Dataset excerpt
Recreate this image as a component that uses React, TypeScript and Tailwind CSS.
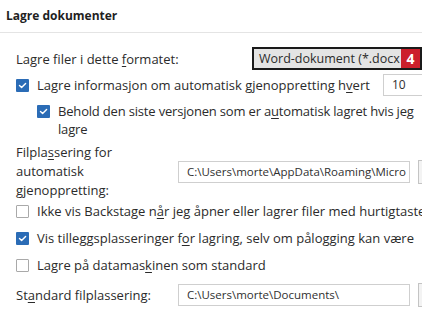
import React from 'react';

const Check: React.FC<{ checked?: boolean }> = ({ checked }) =>
    checked ? (
        <span className="flex h-[13px] w-[13px] shrink-0 items-center justify-center rounded-[1px] bg-[#2b6cb6]">
            <svg width="9" height="9" viewBox="0 0 9 9" fill="none">
                <path d="M1.5 4.6 L3.6 6.6 L7.6 2.4" stroke="white" strokeWidth="1.4" strokeLinecap="round" strokeLinejoin="round" />
            </svg>
        </span>
    ) : (
        <span className="h-[13px] w-[13px] shrink-0 rounded-[1px] border border-[#a9a9a9] bg-white" />
    );

const U: React.FC<{ children: React.ReactNode }> = ({ children }) => (
    <span className="underline decoration-1 underline-offset-[2px]">{children}</span>
);

const PathBox: React.FC<{ value: string }> = ({ value }) => (
    <div className="flex h-[22px] w-[232px] shrink-0 items-center overflow-hidden whitespace-nowrap border border-[#cfcfcf] bg-white pl-[8px] text-[11.5px] text-[#303030]">
        {value}
    </div>
);

const App: React.FC = () => {
    return (
        <div className="h-[311px] w-[422px] overflow-hidden whitespace-nowrap bg-white font-['Open_Sans',sans-serif] text-[13px] leading-[18px] text-[#2b2b2b]">
            <div className="h-[33px] border-b border-[#e4e4e4] pl-[6px] pt-[6px] text-[12px] font-bold leading-[20px] text-[#1f1f1f]">
                Lagre dokumenter
            </div>

            <div className="pl-4">
                <div className="mt-[14px] flex h-[23px] items-center">
                    <span className="w-[236px] shrink-0">Lagre filer i dette <U>f</U>ormatet:</span>
                    <div className="relative flex h-[23px] w-[170px] shrink-0 items-center overflow-hidden border-2 border-[#1a1a1a] bg-[#e4e4e4] pl-[5px] text-[12.5px] text-[#2b2b2b]">
                        <span>Word-dokument (*.docx</span>
                        <span className="absolute right-0 top-0 flex h-[19px] w-[19px] items-center justify-center bg-[#cc1f2b] text-[14px] font-bold text-white">4</span>
                    </div>
                </div>

                <div className="mt-[4px] flex h-[22px] items-center">
                    <Check checked />
                    <span className="ml-[8px] w-[346px] shrink-0">
                        Lagre informasjon om automatisk <U>g</U>jenoppretting h<U>v</U>ert
                    </span>
                    <div className="flex h-[22px] w-[60px] shrink-0 items-center border border-[#cfcfcf] pl-[8px] text-[12px] text-[#303030]">10</div>
                </div>

                <div className="mt-[6px] flex items-start pl-[21px]">
                    <span className="mt-[3px]">
                        <Check checked />
                    </span>
                    <span className="ml-[8px] tracking-[-0.18px]">
                        Behold den siste versjonen som er a<U>u</U>tomatisk lagret hvis jeg
                        <br />
                        lagre
                    </span>
                </div>

                <div className="mt-[5px] flex items-center">
                    <div className="w-[162px] shrink-0 leading-[19px]">
                        Filpla<U>s</U>sering for
                        <br />
                        automatisk
                        <br />
                        <U>g</U>jenoppretting:
                    </div>
                    <PathBox value="C:\Users\morte\AppData\Roaming\Micro" />
                    <div className="ml-[8px] h-[24px] w-[30px] shrink-0 border border-[#c4c4c4] bg-[#f3f3f3]" />
                </div>

                <div className="mt-[2px] flex h-[18px] items-center">
                    <Check />
                    <span className="ml-[8px]">
                        Ikke vis Backstage n<U>å</U>r jeg åpner eller lagrer filer med hurtigtaster
                    </span>
                </div>

                <div className="mt-[9px] flex h-[18px] items-center">
                    <Check checked />
                    <span className="ml-[8px]">
                        Vis tilleggsplasseringer f<U>o</U>r lagring, selv om pålogging kan være
                    </span>
                </div>

                <div className="mt-[9px] flex h-[18px] items-center">
                    <Check />
                    <span className="ml-[8px]">
                        Lagre på datamas<U>k</U>inen som standard
                    </span>
                </div>

                <div className="mt-[10px] flex h-[22px] items-center">
                    <span className="w-[162px] shrink-0">
                        St<U>a</U>ndard filplassering:
                    </span>
                    <PathBox value="C:\Users\morte\Documents\" />
                    <div className="ml-[8px] h-[24px] w-[30px] shrink-0 border border-[#c4c4c4] bg-[#f3f3f3]" />
                </div>
            </div>
        </div>
    );
};

export default App;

Stated problem
Copy out the listing exactly as it stands, but not the pictures.

Result for this task
Recreate this image as a component that uses React, TypeScript and Tailwind CSS.
import React from 'react';

const Check: React.FC<{ checked?: boolean }> = ({ checked }) =>
    checked ? (
        <span className="flex h-[13px] w-[13px] shrink-0 items-center justify-center rounded-[1px] bg-[#2b6cb6]">
            <svg width="9" height="9" viewBox="0 0 9 9" fill="none">
                <path d="M1.5 4.6 L3.6 6.6 L7.6 2.4" stroke="white" strokeWidth="1.4" strokeLinecap="round" strokeLinejoin="round" />
            </svg>
        </span>
    ) : (
        <span className="h-[13px] w-[13px] shrink-0 rounded-[1px] border border-[#a9a9a9] bg-white" />
    );

const U: React.FC<{ children: React.ReactNode }> = ({ children }) => (
    <span className="underline decoration-1 underline-offset-[2px]">{children}</span>
);

const PathBox: React.FC<{ value: string }> = ({ value }) => (
    <div className="flex h-[22px] w-[232px] shrink-0 items-center overflow-hidden whitespace-nowrap border border-[#cfcfcf] bg-white pl-[8px] text-[11.5px] text-[#303030]">
        {value}
    </div>
);

const App: React.FC = () => {
    return (
        <div className="h-[311px] w-[422px] overflow-hidden whitespace-nowrap bg-white font-['Open_Sans',sans-serif] text-[13px] leading-[18px] text-[#2b2b2b]">
            <div className="h-[33px] border-b border-[#e4e4e4] pl-[6px] pt-[6px] text-[12px] font-bold leading-[20px] text-[#1f1f1f]">
                Lagre dokumenter
            </div>

            <div className="pl-4">
                <div className="mt-[14px] flex h-[23px] items-center">
                    <span className="w-[236px] shrink-0">Lagre filer i dette <U>f</U>ormatet:</span>
                    <div className="relative flex h-[23px] w-[170px] shrink-0 items-center overflow-hidden border-2 border-[#1a1a1a] bg-[#e4e4e4] pl-[5px] text-[12.5px] text-[#2b2b2b]">
                        <span>Word-dokument (*.docx</span>
                        <span className="absolute right-0 top-0 flex h-[19px] w-[19px] items-center justify-center bg-[#cc1f2b] text-[14px] font-bold text-white">4</span>
                    </div>
                </div>

                <div className="mt-[4px] flex h-[22px] items-center">
                    <Check checked />
                    <span className="ml-[8px] w-[346px] shrink-0">
                        Lagre informasjon om automatisk <U>g</U>jenoppretting h<U>v</U>ert
                    </span>
                    <div className="flex h-[22px] w-[60px] shrink-0 items-center border border-[#cfcfcf] pl-[8px] text-[12px] text-[#303030]">10</div>
                </div>

                <div className="mt-[6px] flex items-start pl-[21px]">
                    <span className="mt-[3px]">
                        <Check checked />
                    </span>
                    <span className="ml-[8px] tracking-[-0.18px]">
                        Behold den siste versjonen som er a<U>u</U>tomatisk lagret hvis jeg
                        <br />
                        lagre
                    </span>
                </div>

                <div className="mt-[5px] flex items-center">
                    <div className="w-[162px] shrink-0 leading-[19px]">
                        Filpla<U>s</U>sering for
                        <br />
                        automatisk
                        <br />
                        <U>g</U>jenoppretting:
                    </div>
                    <PathBox value="C:\Users\morte\AppData\Roaming\Micro" />
                    <div className="ml-[8px] h-[24px] w-[30px] shrink-0 border border-[#c4c4c4] bg-[#f3f3f3]" />
                </div>

                <div className="mt-[2px] flex h-[18px] items-center">
                    <Check />
                    <span className="ml-[8px]">
                        Ikke vis Backstage n<U>å</U>r jeg åpner eller lagrer filer med hurtigtaster
                    </span>
                </div>

                <div className="mt-[9px] flex h-[18px] items-center">
                    <Check checked />
                    <span className="ml-[8px]">
                        Vis tilleggsplasseringer f<U>o</U>r lagring, selv om pålogging kan være
                    </span>
                </div>

                <div className="mt-[9px] flex h-[18px] items-center">
                    <Check />
                    <span className="ml-[8px]">
                        Lagre på datamas<U>k</U>inen som standard
                    </span>
                </div>

                <div className="mt-[10px] flex h-[22px] items-center">
                    <span className="w-[162px] shrink-0">
                        St<U>a</U>ndard filplassering:
                    </span>
                    <PathBox value="C:\Users\morte\Documents\" />
                    <div className="ml-[8px] h-[24px] w-[30px] shrink-0 border border-[#c4c4c4] bg-[#f3f3f3]" />
                </div>
            </div>
        </div>
    );
};

export default App;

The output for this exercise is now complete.